57. The Respondent averred that the Finance Act 2021 which reintroduced VAT exemption on specialized equipment for the development and generation of solar and wind energy came into force on 1st July 2021. The Respondent Cited Part I of the Act which states:“PART I - PreliminaryThis Act may be cited as the Finance Act, 2021, and shall come into operation, or be deemed to have come into operation, as follows –a)Sections 9, 10, 13, 19, 21(a), 21(b), 21(e), 40, 50, 58, 60, 73, 75, and 76, on the 1st January, 2022; andb)All other sections, on the 1st July, 2021. ”
58. The Respondent asserted that the amendment in question was effected through Section 27 of the Finance Act 2021 which falls under Part (b) above on the Sections that came into force on 1st July 2021.
59. The Respondent submitted that the Appellant lodged import entry documents on the 29th June 2021 and made payment on 30th June 2021 and that at that time the goods imported by the Appellant were vatable.
60. The Respondent relied on Section 2 of the East African Customs Management Act which defines imports as “to bring or cause to be brought into the Partner States from a foreign Country.”
61. The Respondent cited Section 2 (2) (a) of EACCMA which states that:“(2)For the purposes of this Act- goods shall be deemed to be entered when the entry, made and signed by the owner in the prescribed manner, is accepted and signed by the proper officer and any duty due or deposit required under this Act in respect of the goods has been paid, or security has been given for compliance with this Act.”
62. The Respondent posited that the concept of “bringing into “or entry is so vital to definition of import since it even determines the duty due and when it become payable.

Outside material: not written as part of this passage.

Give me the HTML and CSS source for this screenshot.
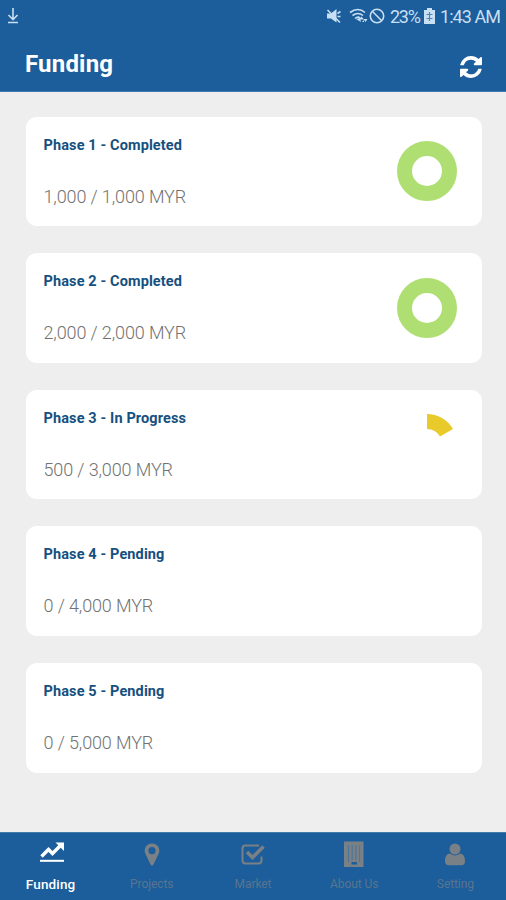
FILE: index.html
```html
<!DOCTYPE html>
<html lang="en">
<head>
<meta charset="utf-8">
<title>Funding</title>
<link rel="stylesheet" href="styles.css">
</head>
<body>
<div class="app">
  <header class="header">
    <div class="status">
      <svg class="download" width="12" height="16" viewBox="0 0 12 16"><path d="M6 0v11M1.500 7l4.500 4.500L10.500 7M1 14.500h10"/></svg>
      <svg class="mute" width="16" height="16" viewBox="0 0 16 16"><path class="solid" d="M1 5.500h4l5.500-4.500v13.500L5 10.500H1z"/><path d="M1.500 2l12.500 12.500M11.500 5.500l3-2M11.500 8.500h3"/></svg>
      <svg class="wifi" width="19" height="16" viewBox="0 0 19 16"><path d="M1 4.500Q9 -1.500 16 4.500M3.500 7.500Q9 3.500 14 7.500M6 10.500Q9 8 11 10"/><path class="solid" d="M7 11l4-1 1 4zM12.500 8.500l2.500 3h-5zM16.500 14l-2-3h4zM13 14l2-2v2z"/></svg>
      <svg class="block" width="16" height="16" viewBox="0 0 16 16"><circle cx="8" cy="8" r="6.700"/><path d="M3.300 3.300l9.400 9.400"/></svg>
      <span class="percent">23%</span>
      <svg class="battery" width="11" height="16" viewBox="0 0 11 16"><path class="solid" d="M3 0h5v2h3v14H0V2h3z"/><path class="cut" d="M5.500 4v9M2.500 6.500h6M2.500 10.500h6"/></svg>
      <span class="clock">1:43 AM</span>
    </div>
    <div class="titlebar">
      <h1 class="title">Funding</h1>
      <svg class="refresh" width="22" height="22" viewBox="0 0 1536 1536"><path d="M1511 928q0 5-1 7-64 268-268 434.500t-478 166.500q-146 0-282.500-55t-243.500-157l-129 129q-19 19-45 19t-45-19-19-45v-448q0-26 19-45t45-19h448q26 0 45 19t19 45-19 45l-137 137q71 66 161 102t187 36q134 0 250-65t186-179q11-17 53-117 8-23 30-23h192q13 0 22.500 9.500t9.500 22.500zm25-800v448q0 26-19 45t-45 19h-448q-26 0-45-19t-19-45 19-45l138-138q-148-137-349-137-134 0-250 65t-186 179q-11 17-53 117-8 23-30 23h-199q-13 0-22.500-9.500t-9.500-22.500v-7q65-268 270-434.500t480-166.500q146 0 284 55.500t245 156.500l130-129q19-19 45-19t45 19 19 45z"/></svg>
    </div>
  </header>

  <main class="phases">
    <section class="card">
      <div><h2 class="phase">Phase 1 - Completed</h2><p class="amount">1,000 / 1,000 MYR</p></div>
      <svg class="chart" width="60" height="60" viewBox="0 0 60 60"><circle class="done" cx="30" cy="30" r="22.500"/></svg>
    </section>
    <section class="card">
      <div><h2 class="phase">Phase 2 - Completed</h2><p class="amount">2,000 / 2,000 MYR</p></div>
      <svg class="chart" width="60" height="60" viewBox="0 0 60 60"><circle class="done" cx="30" cy="30" r="22.500"/></svg>
    </section>
    <section class="card">
      <div><h2 class="phase">Phase 3 - In Progress</h2><p class="amount">500 / 3,000 MYR</p></div>
      <svg class="chart" width="60" height="60" viewBox="0 0 60 60"><path class="part" d="M30 0A30 30 0 0 1 55.980 15L42.990 22.500A15 15 0 0 0 30 15z"/></svg>
    </section>
    <section class="card">
      <div><h2 class="phase">Phase 4 - Pending</h2><p class="amount">0 / 4,000 MYR</p></div>
    </section>
    <section class="card">
      <div><h2 class="phase">Phase 5 - Pending</h2><p class="amount">0 / 5,000 MYR</p></div>
    </section>
  </main>

  <nav class="tabs">
    <a class="tab active">
      <svg width="26" height="26" viewBox="0 0 26 26"><path class="line" d="M2.500 15.500l7-7 4 4 8-8"/><path d="M16.500 1.500H25V10z"/><path d="M1 18.800h24v2H1z"/></svg>
      <span>Funding</span>
    </a>
    <a class="tab">
      <svg width="26" height="26" viewBox="0 0 26 26"><path fill-rule="evenodd" d="M13 2.500c4.200 0 7.300 3.100 7.300 7.200 0 1.300-.3 2.200-.6 2.800l-5.200 11c-.6 1.300-2.400 1.300-3 0l-5.200-11c-.3-.6-.6-1.500-.6-2.800 0-4.100 3.100-7.200 7.300-7.200zm0 3.600a3.600 3.600 0 1 0 0 7.200 3.600 3.600 0 0 0 0-7.200z"/></svg>
      <span>Projects</span>
    </a>
    <a class="tab">
      <svg width="26" height="26" viewBox="0 0 26 26"><path class="box" d="M19 4.500H5.500q-3 0-3 3v12q0 3 3 3h13q3 0 3-3v-4"/><path class="check" d="M7 11l5.500 5.500L23.500 5.500"/></svg>
      <span>Market</span>
    </a>
    <a class="tab">
      <svg width="26" height="26" viewBox="0 0 26 26"><path d="M3 .5h19.500v25.500H3z"/><path class="windows" d="M7.500 4v17M11.200 4v15M14.900 4v15M18.600 4v17"/><path class="door" d="M10.500 21h5.500v2.500h-5.500z"/></svg>
      <span>About Us</span>
    </a>
    <a class="tab">
      <svg width="26" height="26" viewBox="0 0 26 26"><circle cx="13" cy="8" r="5.500"/><path d="M8 12.500q5 4 10 0c3.500.2 5 3.500 5 7.500 0 3-1.500 4.200-3.500 4.200h-13C4.500 24.200 3 23 3 20c0-4 1.500-7.300 5-7.500z"/></svg>
      <span>Setting</span>
    </a>
  </nav>
</div>
</body>
</html>
```
FILE: styles.css
```css
* { box-sizing: border-box; }
body {
  margin: 0;
  background: #eeeeee;
  font-family: Roboto, "Liberation Sans", sans-serif;
}
.app {
  height: 900px;
  display: flex;
  flex-direction: column;
  overflow: hidden;
}
.header {
  height: 92px;
  flex: none;
  background: #1b5e9b;
  border-bottom: 1px solid #427aab;
  color: #fff;
}
.status {
  height: 32px;
  padding: 0 6px 0 7px;
  display: flex;
  align-items: center;
  color: #c9dff4;
  font-size: 18px;
  white-space: nowrap;
}
.status svg {
  flex: none;
  fill: none;
  stroke: #c9dff4;
  stroke-width: 1.6;
}
.status .solid { fill: #c9dff4; stroke: none; }
.status .cut { stroke: #5584b3; stroke-width: 1.2; }
.mute { margin-left: auto; }
.wifi { margin-left: 7px; }
.block { margin-left: 1px; }
.percent { margin-left: 5px; width: 30px; letter-spacing: -1.300px; }
.battery { margin-left: 4px; }
.clock { margin-left: 5px; width: 60px; letter-spacing: -.950px; }
.titlebar {
  height: 59px;
  padding: 0 24px 0 25px;
  display: flex;
  align-items: center;
  justify-content: space-between;
}
.title {
  margin: 4px 0 0;
  font-size: 24px;
  line-height: 28px;
  font-weight: 700;
  letter-spacing: .2px;
}
.refresh { fill: #fff; margin-top: 11px; }
.phases {
  flex: 1;
  padding: 24.700px 24.500px 0 25.500px;
  display: flex;
  flex-direction: column;
  gap: 27.100px;
}
.card {
  height: 109.500px;
  flex: none;
  padding: 19px 25px 0 18px;
  border-radius: 11px;
  background: #fff;
  display: flex;
  justify-content: space-between;
}
.phase {
  margin: 0;
  color: #16507f;
  font-size: 14.500px;
  line-height: 20px;
  font-weight: 700;
  letter-spacing: .120px;
}
.amount {
  margin: 29px 0 0;
  color: #727272;
  font-size: 18px;
  line-height: 24px;
  font-weight: 300;
  letter-spacing: -.120px;
}
.chart { margin-top: 5.500px; }
.done { fill: none; stroke: #afdf72; stroke-width: 15; }
.part { fill: #e8ca2a; }
.tabs {
  height: 68.500px;
  flex: none;
  background: #1b5e9b;
  border-top: 1px solid #427aab;
  display: grid;
  grid-template-columns: repeat(5, 1fr);
}
.tab {
  padding-top: 8px;
  display: flex;
  flex-direction: column;
  align-items: center;
  color: #5a7490;
  fill: #798086;
  font-size: 12px;
  line-height: 16px;
}
.tab span { margin-top: 9.500px; letter-spacing: -.080px; }
.tab.active { color: #fff; fill: #fff; font-size: 13.500px; font-weight: 500; }
.tab.active span { margin-top: 9px; letter-spacing: .150px; }
.tab.active svg { margin-left: 2px; }
.line { fill: none; stroke: #fff; stroke-width: 3.4; }
.box { fill: none; stroke: #798086; stroke-width: 2; }
.check { fill: none; stroke: #798086; stroke-width: 3.6; }
.windows { stroke: #4e7498; stroke-width: 1.1; }
.door { fill: #1b5e9b; }
```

63. The Respondent relied on the case of Republic v Commissioner of Domestic Taxes Large Tax Payer’s office ex-party Barclays bank of Kenya ltd [2012] eKLR, where the court stated:-“The approach to this case is that stated in the oft cited case of Cape Brandy Syndicate v Inland Revenue Commissioner [1920] 1 KB 64 as applied in T.M. Bell v Commissioner of Income Tax [1960] EALR 224 where Roland J. stated, “…in a taxing Act, one has to look clearly at what is clearly said. There is no room for intendment as to a tax. Nothing is to be read in, nothing it to be implied. One can only look fairly at the language used…If a person sought to be taxed comes within the letter of the law he must be taxed, however great the hardship may appear to the judicial mind to be. On the other hand, if the crown, seeking to recover the tax, cannot bring the subject within the letter of the law, the subject is free, however apparently within the spirit of the law the case might otherwise appear to be.”

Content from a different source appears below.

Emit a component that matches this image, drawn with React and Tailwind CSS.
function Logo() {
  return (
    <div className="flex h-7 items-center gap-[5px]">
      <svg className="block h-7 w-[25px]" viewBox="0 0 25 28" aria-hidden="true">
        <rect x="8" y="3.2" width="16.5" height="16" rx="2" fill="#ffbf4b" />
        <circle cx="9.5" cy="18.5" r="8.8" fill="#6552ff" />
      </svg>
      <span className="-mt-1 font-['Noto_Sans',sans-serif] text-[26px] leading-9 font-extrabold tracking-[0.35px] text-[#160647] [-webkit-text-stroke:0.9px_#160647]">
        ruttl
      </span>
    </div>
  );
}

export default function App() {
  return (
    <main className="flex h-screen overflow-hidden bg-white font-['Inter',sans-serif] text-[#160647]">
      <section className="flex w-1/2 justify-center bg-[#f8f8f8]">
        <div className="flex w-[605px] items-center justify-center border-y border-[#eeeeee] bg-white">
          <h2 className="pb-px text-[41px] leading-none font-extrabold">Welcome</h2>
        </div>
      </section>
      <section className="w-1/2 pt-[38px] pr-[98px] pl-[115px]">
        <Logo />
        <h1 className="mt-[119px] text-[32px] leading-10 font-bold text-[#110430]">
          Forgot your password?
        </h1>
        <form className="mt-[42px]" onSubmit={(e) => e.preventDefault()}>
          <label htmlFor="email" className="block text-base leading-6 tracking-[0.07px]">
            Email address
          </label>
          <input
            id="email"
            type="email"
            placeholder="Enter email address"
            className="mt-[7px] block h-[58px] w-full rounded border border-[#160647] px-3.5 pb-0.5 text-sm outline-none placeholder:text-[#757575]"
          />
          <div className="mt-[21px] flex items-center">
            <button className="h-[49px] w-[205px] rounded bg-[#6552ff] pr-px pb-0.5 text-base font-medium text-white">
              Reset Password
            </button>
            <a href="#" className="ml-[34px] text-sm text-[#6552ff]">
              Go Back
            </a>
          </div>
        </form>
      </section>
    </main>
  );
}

64. The Respondent emphasized on strict interpretation of the definition of imports and when goods are deemed to have entered the Country with the requirement of payment of duties payable which in this case are the import duty and VAT.
65. The Respondent submitted that the point at which the Appellant lodged the import entry to enable processing of the VAT payable was the time the goods were deemed by the law to have been entered and when the payments were made on 30th June 2021 was the time when the goods were vatable.
66. The Respondent averred that the goods arrived at the Port of Discharge before 30th June 2021 when the law on exemption had not come into force, they were entered and relevant duties paid between 29th June 2021 and 30th June 2021.
67. The Respondent therefore submitted that the time of supply of the imported goods in question would be as per Section 12(4)(d) of the VAT Act, 2013 since the goods had already been entered on 29th June 2021 and payment made on 30th June 2021.
68. The Respondent reiterated that the exemptions on payment of duty on specialized equipment for the development and generation of solar and wind energy by the Finance Act 2020 came into force on 1st July 2021. The Appellant made duty payments towards these items on 30th June 2021 and the payment included payment of import VAT.
69. To buttress its averments, the Respondent relied on the case of Samuel Kamau Macharia & Ano. Vs. Kenya Commercial Bank Ltd & 2 Others, [2021] Eklr where it was held that:-“As for a non-criminal legislation, the general rule is that all statutes other than those which merely declaratory or which relate only to matters of procedure or evidence are prima facie prospective, and retrospective effect is not to be given to them unless, by express words or necessary implication it appears that this was the intention of the legislature”.
70. The Respondent submitted that the Appellant assumed the risk by entering the goods and paying for them before 1st July 2021 as opposed to waiting for the exemptions to come in force before entering the goods.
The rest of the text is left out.